Катька. Тридцать восемь историй о любви - страница 4



Через три дня приехали гости. Привезли мне заграничный белый сарафан с яркими бабочками на плече: синей, жёлтой и красной. Где-то дома есть фотография довольных гостей и надутой меня. Из-под лямки сарафана поперёк меня вьется перемазанная йодом багровая полоса.


Шрам пропал годам к четырнадцати. Но если как следует приглядеться, и сейчас можно увидеть надпись "Тимур из неё не вышел". Подпись: "Забор".

Дома так никто и не понял, зачем этот начитанный и вроде умный, но, кажется, совершенно чокнутый ребёнок решил перелезть через калитку, когда её можно было просто открыть.

Сарафан я носить не стала. Его отдали Катьке. Это был первый раз, когда мои вещи доставались ей, а не наоборот.


Про уток, кроликов и Кунсткамеру


У окна стоит стол. Над столом нависает подоконник. К подоконнику приклеены фотографии. Я смотрю на них каждый раз, когда задумываюсь и перестаю писать. На одной из фотографий яблоня. Под яблоней огромная – дереву по пояс – Катька. Рядом с Катькой огромный – Катьке по пояс – утк Васька. У Катьки летучие русые волосы и белый сарафан с бабочками на плече. У Васьки перья отливают синим, а в глазу блестит солнце.



В тот год в деревне все заводили уток. Уток обсуждали и в очереди в магазин (газелька приезжала раз в неделю), и на покосе, и на большом пруду. Поговаривали, что нет от них никакой пользы, яйца невкусные, а мяса мало; но все равно покупали.

Появились утки и у нас: большая корзина с пищащими черно-желтыми комочками. Пользы от них действительно не было, сплошные заботы – например, они совсем не умели есть. Каждый день бабушка, склонившись над корзиной, крошила вареные яйца и сыпала на спинки этим будущим птицам. Птицы дрались, кричали и требовали еще.

На удивление быстро они подросли, стали важными, серьезными и выучились ходить гуськом. Мне, кстати, было непонятно, почему утки ходят гуськом, они же не гуси.
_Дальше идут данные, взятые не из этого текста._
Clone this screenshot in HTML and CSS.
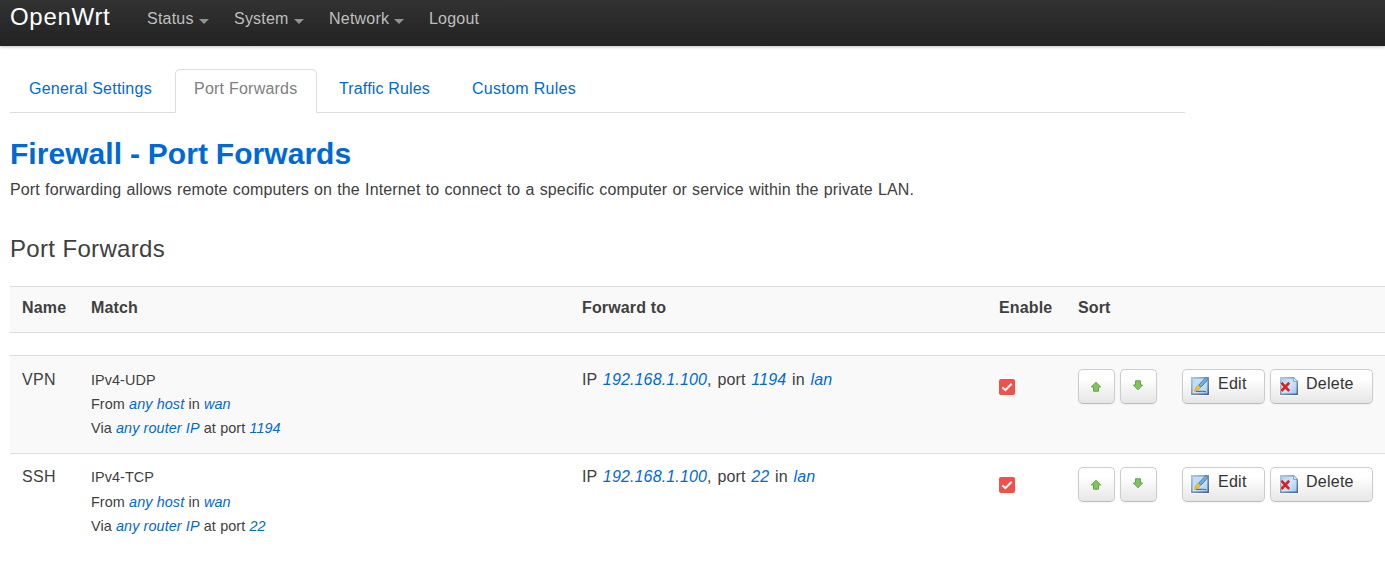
FILE: index.html
```html
<!DOCTYPE html>
<html lang="en">
<head>
<meta charset="utf-8">
<title>OpenWrt - Firewall - Port Forwards</title>
<link rel="stylesheet" href="styles.css">
</head>
<body>
<svg class="defs" width="0" height="0" aria-hidden="true">
  <defs>
    <linearGradient id="blue" x1="0" y1="0" x2="1" y2="1"><stop offset="0" stop-color="#a5cdf2"/><stop offset=".5" stop-color="#d0e8fd"/><stop offset="1" stop-color="#8ec5f8"/></linearGradient>
    <linearGradient id="frame" x1="0" y1="0" x2="1" y2="1"><stop offset="0" stop-color="#a9c5e5"/><stop offset="1" stop-color="#4d6285"/></linearGradient>
    <symbol id="up" viewBox="0 0 12 12"><path d="M6 1.2 10.6 6H8.5v4.2h-5V6H1.4z" fill="#83c45a" stroke="#62a549" stroke-linejoin="round"/></symbol>
    <symbol id="down" viewBox="0 0 12 12"><path d="M6 9.8 10.6 5H8.5V.8h-5V5H1.4z" fill="#83c45a" stroke="#62a549" stroke-linejoin="round"/></symbol>
    <symbol id="edit" viewBox="0 0 20 20"><path d="M.5.5h19v19H.5z" fill="#fff"/><rect x="1.8" y="1.8" width="16.4" height="16.4" fill="url(#blue)" stroke="url(#frame)" stroke-width="1.6"/><path d="M3 3h10L3 14z" fill="#c2dcf5"/><path d="M6 15.5c4 .2 7-.8 10 .3" fill="none" stroke="#456c96" stroke-width="1.1"/><path d="m8.6 9.2 7.3-7.8 2.1 2-7.1 7.8z" fill="#70afe5" stroke="#356797" stroke-width=".8"/><path d="m8.2 9.1 2.6 2.4-3.2 3.2-3.1.9.7-3z" fill="#f5bd32" stroke="#bf8e28" stroke-width=".6"/></symbol>
    <symbol id="delete" viewBox="0 0 20 20"><path d="M.5.5h15.3l3.7 3.7v15.3H.5z" fill="#fff"/><path d="M1.7 1.7h12.8l3.8 3.8v12.8H1.7z" fill="url(#blue)" stroke="url(#frame)" stroke-width="1.4"/><path d="M14.5 1.7v3.8h3.8" fill="#dceeff" stroke="#78a9dc"/><path d="m2.2 6.8 8 8.3M10.2 6.8l-8 8.3" stroke="#fff" stroke-opacity=".7" stroke-width="4"/><path d="m2.3 6.8 7.9 8.2M10.2 6.8 2.3 15" stroke="#d62323" stroke-width="2.8"/></symbol>
  </defs>
</svg>
<header class="topbar">
  <a class="brand">OpenWrt</a>
  <nav class="menu"><a class="status caret">Status</a><a class="system caret">System</a><a class="network caret">Network</a><a>Logout</a></nav>
</header>
<main>
  <nav class="tabs"><a class="tab general">General Settings</a><a class="tab active">Port Forwards</a><a class="tab traffic">Traffic Rules</a><a class="tab custom">Custom Rules</a></nav>
  <h2><span>Firewall - Port Forwards</span></h2>
  <p class="description"><span>Port forwarding allows remote computers on the Internet to connect to a specific computer or service within the private LAN.</span></p>
  <h3><span>Port Forwards</span></h3>
  <section class="table">
    <div class="row head"><b>Name</b><b>Match</b><b>Forward to</b><b>Enable</b><b>Sort</b><b></b></div>
    <div class="row rule shaded">
      <div class="name">VPN</div>
      <div class="match"><div class="protocol">IPv4-UDP</div><div>From <i>any host</i> in <i>wan</i></div><div>Via <i>any router IP</i> at port <i>1194</i></div></div>
      <div class="target">IP <i>192.168.1.100</i>, port <i>1194</i> in <i>lan</i></div>
      <div class="enable"><span class="check"><svg width="16" height="16" viewBox="0 0 16 16"><path d="m3.3 8.2 3.1 3 6.3-6.4" fill="none" stroke="#fff" stroke-width="2"/></svg></span></div>
      <div class="actions sort"><a class="button"><svg width="12" height="12"><use href="#up"/></svg></a><a class="button move-down"><svg width="12" height="12"><use href="#down"/></svg></a></div>
      <div class="actions"><a class="button edit"><svg width="20" height="20"><use href="#edit"/></svg><span>Edit</span></a><a class="button delete"><svg width="20" height="20"><use href="#delete"/></svg><span>Delete</span></a></div>
    </div>
    <div class="row rule last">
      <div class="name">SSH</div>
      <div class="match"><div class="protocol">IPv4-TCP</div><div>From <i>any host</i> in <i>wan</i></div><div>Via <i>any router IP</i> at port <i>22</i></div></div>
      <div class="target">IP <i>192.168.1.100</i>, port <i>22</i> in <i>lan</i></div>
      <div class="enable"><span class="check"><svg width="16" height="16" viewBox="0 0 16 16"><path d="m3.3 8.2 3.1 3 6.3-6.4" fill="none" stroke="#fff" stroke-width="2"/></svg></span></div>
      <div class="actions sort"><a class="button"><svg width="12" height="12"><use href="#up"/></svg></a><a class="button move-down"><svg width="12" height="12"><use href="#down"/></svg></a></div>
      <div class="actions"><a class="button edit"><svg width="20" height="20"><use href="#edit"/></svg><span>Edit</span></a><a class="button delete"><svg width="20" height="20"><use href="#delete"/></svg><span>Delete</span></a></div>
    </div>
  </section>
</main>
</body>
</html>
```
FILE: styles.css
```css
* { box-sizing: border-box; }
body { margin: 0; background: #fff; color: #404040; font: 16px/24px "Liberation Sans", Arial, sans-serif; overflow: hidden; height: 578px; }
.defs { display: block; }
.topbar { height: 46px; display: flex; padding-left: 10px; background: linear-gradient(#323232, #222); box-shadow: 0 1px 3px rgba(0,0,0,.25); }
.brand { width: 137px; color: #fff; font-size: 24px; line-height: 34px; letter-spacing: .7px; }
.menu { display: flex; line-height: 38px; color: #bfbfbf; letter-spacing: .22px; }
.menu a { display: flex; }
.status { width: 87px; }
.system { width: 95px; }
.network { width: 100px; }
.caret::after { content: ""; margin: 19px 0 0 5px; width: 0; height: 0; border: 5px solid transparent; border-top-color: #929292; border-bottom: 0; }
main { padding: 23px 0 0 10px; }
.tabs { width: 1175px; height: 44px; display: flex; border-bottom: 1px solid #ddd; color: #0069d6; letter-spacing: .23px; }
.tab { height: 44px; padding: 8px 0 0 19px; white-space: nowrap; }
.general { width: 165px; }
.active { width: 142px; padding-left: 18px; border: 1px solid #ddd; border-bottom-color: #fff; border-radius: 5px 5px 0 0; background: #fff; color: #808080; padding-top: 7px; }
.traffic { padding-left: 22px; width: 136px; letter-spacing: .15px; }
.custom { letter-spacing: .3px; }
h2, h3, p { margin: 0; }
h2 { margin-top: 23px; font-size: 30px; line-height: 36px; color: #0069d6; word-spacing: -.5px; letter-spacing: .04px; }
.description { margin-top: 6px; letter-spacing: .15px; word-spacing: .55px; }
h3 { margin-top: 29px; font-size: 24px; line-height: 36px; font-weight: normal; letter-spacing: .34px; }
.table { margin-top: 19px; }
.row { display: grid; grid-template-columns: 69px 491px 417px 79px 104px 203px; padding-left: 12px; border-top: 1px solid #ddd; }
.head { height: 47px; padding-top: 9px; border-bottom: 1px solid #ddd; margin-bottom: 22px; background: #f9f9f9; letter-spacing: .15px; }
.rule { height: 98px; padding-top: 12px; }
.shaded { background: #f9f9f9; }
i { color: #0069d6; }
.name { letter-spacing: .3px; }
.match { font-size: 14.4px; letter-spacing: .08px; word-spacing: .1px; }
.target { letter-spacing: .15px; word-spacing: 1.1px; }
.last .name, .last .target { margin-top: -1px; }
.last .protocol { height: 25px; margin-top: -1px; }
.enable { padding-top: 11px; }
.check { display: block; width: 16px; height: 16px; border-radius: 2px; background: #f0524b; }
.check svg { display: block; }
.actions { display: flex; gap: 5px; padding-top: 1px; }
.button { width: 37px; height: 35px; display: flex; align-items: center; justify-content: center; padding-right: 1px; border: 1px solid #ccc; border-bottom-color: #bbb; border-radius: 5px; background: linear-gradient(#fff 25%, #e6e6e6); color: #333; box-shadow: 0 1px 2px rgba(0,0,0,.05); }
.move-down { padding-bottom: 1px; }
.edit, .delete { align-items: flex-start; justify-content: flex-start; padding: 6px 0 0 7px; letter-spacing: .25px; }
.edit { width: 83px; }
.delete { width: 103px; padding-left: 8px; }
.edit span, .delete span { line-height: 16px; margin-left: 8px; }
.delete span { margin-left: 7px; }
```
Но взрослые не особо стремились мне это объяснять: предлагали не задавать глупых вопросов и смотреть внимательно. Так что я честно смотрела на то, как утки ходят гуськом. Впереди переваливался толстенький черный утк, а за ним шесть пятнисто-бежевых девочек. Они разузнали, что в конце участка находится пруд, и каждое утро после завтрака топали к воде. Сумерек они боялись, но вернуться домой вовремя не умели. Дедушка, вооружившись фонариком, каждый вечер искал дрожащих уток, прячущихся по жидким кустам.

К июлю их осталось всего четверо, остальных унёс коршун. Вообще-то я должна была смотреть за утками и, если что, громко кричать, чтобы он улетел; но я оба раза не смогла издать ни звука. Мне почему-то казалось, что коршун может унести заодно и меня.

К середине августа двое умерли от какой-то утиной болезни; третьего съел кот.


Он остался один: Васька. Огромный, черный и гордый, он накрепко привязался к людям. Видимо, считая нас тоже утками, он повсюду ходил следом и везде совал свой любопытный желтый клюв. В дом Ваську не пускали; он обижался. Если все уходили с улицы, Васька занимал позицию на крыльце и кричал – нет, он не крякал, он одуряюще громко кричал – до тех самых пор, покуда кто-нибудь снова не выходил во двор.

Катька приехала в гости на выходные и с Васькой они быстро подружились. Мы играли втроём: ходили на пруд и обратно, играли в салочки между грядок (бабушкины огурцы жмурились от страха и вжимались в землю) и в прятки в кустах. Перед отъездом быстрое фото под яблоней – на память. Пока, Васька, шептала Катька в большой умный глаз. Поиграем следующим летом.